01 nov '24

De boer die ‘s zondags schilderde

359
door Luc Vander Elst
Tijdens een van de Kunstuurtentoonstellingen hoorde ik het verhaal van een slager met een duidelijk Vlaams-Brabants accent. Felix De Boeck was bij hem een vaste klant en als wederdienst had hij van hem een schilderij gekocht. Het was het begin van zijn kunstcollectie.

De slager moet uit de Rand zijn geweest, want dat is waar Felix De Boeck zijn hele leven heeft doorgebracht. De latere schilder zag het levenslicht in Drogenbos op 12 januari 1898 als jongste van drie kinderen. Zijn moederschoot was die van Louise Breetwater, de dochter van de toenmalige burgemeester van Drogenbos. Zijn vader Jan was een boer uit Sint-Kwintens-Lennik, die 15 jaar jonger was dan Louise. Dat het huwelijk bij de familie weinig op prijs werd gesteld, hoeft geen betoog. Het koppel zette evenwel door en nam de hoeve in Drogenbos in gebruik, waar vandaag het FeliX Art & Eco museum is gevestigd.

Autodidact

Al op jonge leeftijd bleek Felix De Boeck een zeer intelligente kerel te zijn. Hij kon gaan studeren aan het Franstalige Collège Saint-Pierre in Ukkel en beëindigde er de humaniora Latijn-Grieks met de hoogste onderscheiding. Toen hij de humaniora verliet, was het oorlogstijd. De Eerste Wereldoorlog woedde volop en mede daardoor studeerde De Boeck niet voort. Het kwam hem eigenlijk ook goed uit, want hij wou zich graag aan de schilderkunst wijden. Daarvoor had hij weinig achtergrond; hij werd beschouwd als een autodidact. Hij kreeg wel tekenlessen van streekgenoot Paul Craps, kunstschilder en graficus. Die moedigde hem aan om te blijven schilderen. Steeds vaker ging De Boeck naar Brussel. In 1916 werd hij daar lid van de kunstkring Doe stil voort. Door dat lidmaatschap kon hij er vanaf 1917 ook lessen volgen aan een tekenacademie. Hij bezocht een tentoonstelling van Prosper De Troyer – grootvader van Mark Uytterhoeven – en begon in diens fauvistisch geïnspireerde stijl te schilderen. Door zijn lidmaatschap van Doe stil voort kon hij zijn werk ook aan een groter publiek tonen. Zijn werk hing er naast dat van onder meer De Troyer, Albert Daenens en Jozef Peeters, latere vrienden.

Boer

Om een inkomen te hebben, werd hij boer op de boerderij van zijn ouders. In 1924 huwde Felix De Boeck met zijn nicht, Marieke Breetwater. Door de familieband was een kerkelijke toestemming voor het huwelijk nodig. De bloedverwantschap zorgde er wellicht ook voor dat vier van hun vijf kinderen overleden nog voor ze een jaar oud waren. Dochter Marcelleke overleefde, maar was gehandicapt.
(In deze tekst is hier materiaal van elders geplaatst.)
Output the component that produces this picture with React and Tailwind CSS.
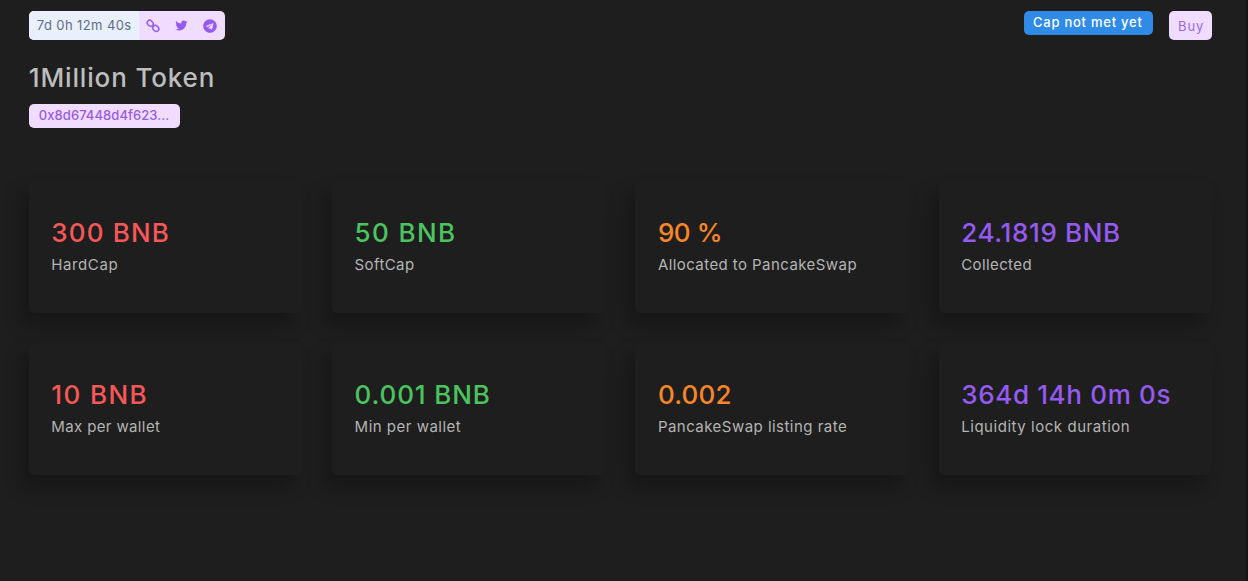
import { BiLogoTwitter } from "react-icons/bi";
import { FaTelegram } from "react-icons/fa";

const stats = [
  { value: "300 BNB", label: "HardCap", color: "text-[#f85858]", valueSpacing: "tracking-[1.15px]", labelSpacing: "tracking-[0.6px]" },
  { value: "50 BNB", label: "SoftCap", color: "text-[#4bc460]", valueSpacing: "tracking-[1.4px]", labelSpacing: "tracking-[0.4px]" },
  { value: "90 %", label: "Allocated to PancakeSwap", color: "text-[#f98629]", valueSpacing: "tracking-[-0.4px]", labelSpacing: "tracking-[0.43px]" },
  { value: "24.1819 BNB", label: "Collected", color: "text-[#955af2]", valueSpacing: "tracking-[0.65px]", labelSpacing: "tracking-[0.4px]" },
  { value: "10 BNB", label: "Max per wallet", color: "text-[#f85858]", valueSpacing: "tracking-[1.4px]", labelSpacing: "tracking-[0.37px]" },
  { value: "0.001 BNB", label: "Min per wallet", color: "text-[#4bc460]", valueSpacing: "tracking-[0.85px]", labelSpacing: "tracking-[0.5px]" },
  { value: "0.002", label: "PancakeSwap listing rate", color: "text-[#f98629]", valueSpacing: "tracking-[0.2px]", labelSpacing: "tracking-[0.47px]" },
  { value: "364d 14h 0m 0s", label: "Liquidity lock duration", color: "text-[#955af2]", valueSpacing: "tracking-[0.65px]", labelSpacing: "tracking-[0.54px]" },
];

function LinkIcon() {
  return (
    <svg className="h-[14px] w-[14px]" viewBox="0 0 14 14" fill="none" stroke="currentColor" strokeWidth="1.5">
      <rect x="1" y="1.7" width="6.4" height="5" rx="2.5" transform="rotate(45 4.2 4.2)" />
      <rect x="6.6" y="6.9" width="6.4" height="5" rx="2.5" transform="rotate(45 9.8 9.4)" />
    </svg>
  );
}

function StatCard({ stat }) {
  return (
    <div className="h-[132px] rounded-[5px] bg-[#1e1e1e] px-[22.5px] pt-[34px] shadow-[-8px_12px_18px_0_rgba(0,0,0,0.25)]">
      <h2 className={`whitespace-nowrap text-[26px] leading-9 font-[450] ${stat.color} ${stat.valueSpacing}`}>
        {stat.value}
      </h2>
      <p className={`mt-[3px] whitespace-nowrap text-[15px] leading-[22px] text-[#b4b4b4] ${stat.labelSpacing}`}>{stat.label}</p>
    </div>
  );
}

export default function App() {
  return (
    <div className="h-[581px] overflow-hidden border-r-2 border-[#151515] bg-[#1e1e1e] pt-[11px] pr-[34px] pl-[28.8px] font-[Inter,sans-serif]">
      <div className="flex items-start justify-between">
        <div className="flex h-[29px] overflow-hidden rounded-[5px] bg-[#efdcff] text-[13px] leading-[29px]">
          <div className="w-[110px] bg-[#e9f0fb] pl-2 tracking-[0.4px] whitespace-nowrap text-[#5a6f88]">
            <span>7d 0h 12m 40s</span>
          </div>
          <div className="flex w-[86px] items-center gap-[14px] pl-[7px] text-[#955af2]">
            <LinkIcon />
            <BiLogoTwitter size={15} />
            <FaTelegram size={14} />
          </div>
        </div>
        <div className="flex items-start gap-4">
          <div className="h-6 w-[129px] rounded-[5px] bg-[#2f8be6] pl-[9px] text-[13px] leading-[23px] font-medium tracking-[0.75px] whitespace-nowrap text-white">
            <span>Cap not met yet</span>
          </div>
          <button className="h-[29px] w-[43px] rounded-[5px] bg-[#efdcff] pl-[9px] pt-0.5 text-left text-[13px] tracking-[0.9px] text-[#a066dc]">
            <span>Buy</span>
          </button>
        </div>
      </div>

      <h1 className="mt-5 text-[26px] leading-9 font-[450] tracking-[0.85px] text-[#bdbdbd]">
        <span>1Million Token</span>
      </h1>
      <div className="mt-2 h-6 w-[151px] rounded-[5px] bg-[#efdcff] pl-[10px] text-[13px] leading-[23px] font-medium tracking-[0.06px] text-[#9a5be0]">
        <span>0x8d67448d4f623...</span>
      </div>

      <div className="mt-[53px] grid grid-cols-4 gap-[30px]">
        {stats.map((stat) => (
          <StatCard key={stat.label} stat={stat} />
        ))}
      </div>
    </div>
  );
}
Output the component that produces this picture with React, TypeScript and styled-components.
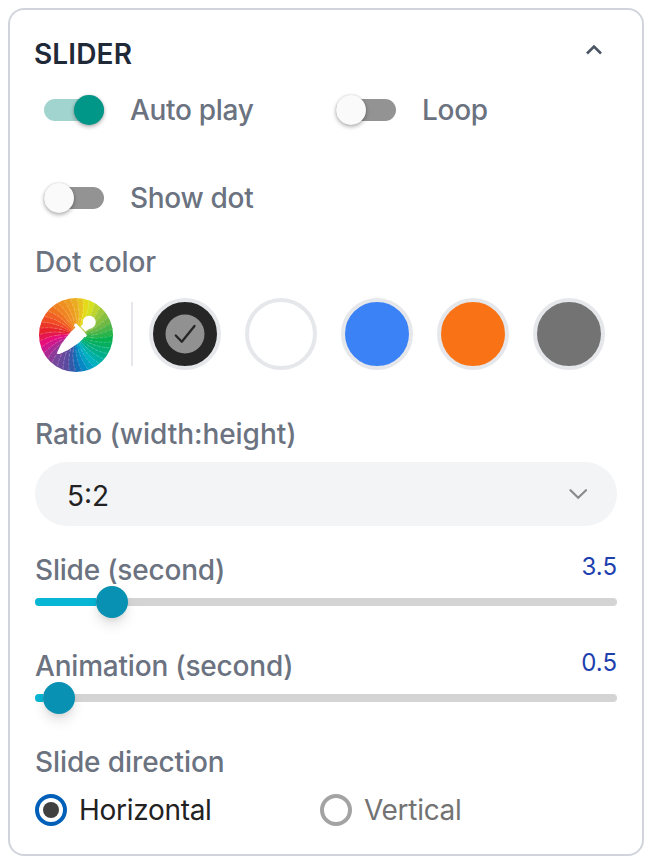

De Boeck werkte zijn leven lang op de boerderij. Zes dagen per week werkte hij op het veld, maar op zondag schilderde hij in zijn atelier. Vrouw Marieke was daarbij zijn steun en toeverlaat. Vanaf de jaren 1920 maakte De Boeck deel uit van de eerste modernistische kunstenaars in België. Op zijn boerderij bracht hij mensen samen om te discussiëren over kunst en politiek. In 1970 werd de kunstschilder lid van de Koninklijke Academie van België.

In Vlaanderen zijn er niet zo heel veel musea die de kunst van één schilder exposeren: Permeke, Raveel, Ensor, Delvaux,… Drogenbos opende wél al een eerste Felix De Boeckmuseum op de zolderverdieping van het gemeentehuis.

Vlak voor zijn dood in 1995 had Felix De Boeck nog de eer om zelf de eerste steen te leggen van het Felix De Boeckmuseum, pal naast zijn boerderij. Vandaag is dat het FeliX Art & Eco museum. Op 18 januari 1995 stierf hij op 97-jarige leeftijd. Hij werd naast zijn echtgenote in Drogenbos begraven. De hoeve en het gemoderniseerde museum getuigen vandaag van het leven en het werk van de boer-schilder. De boerderij en de werk-, woon- en leefplekken zijn mooi geïntegreerd in het geheel.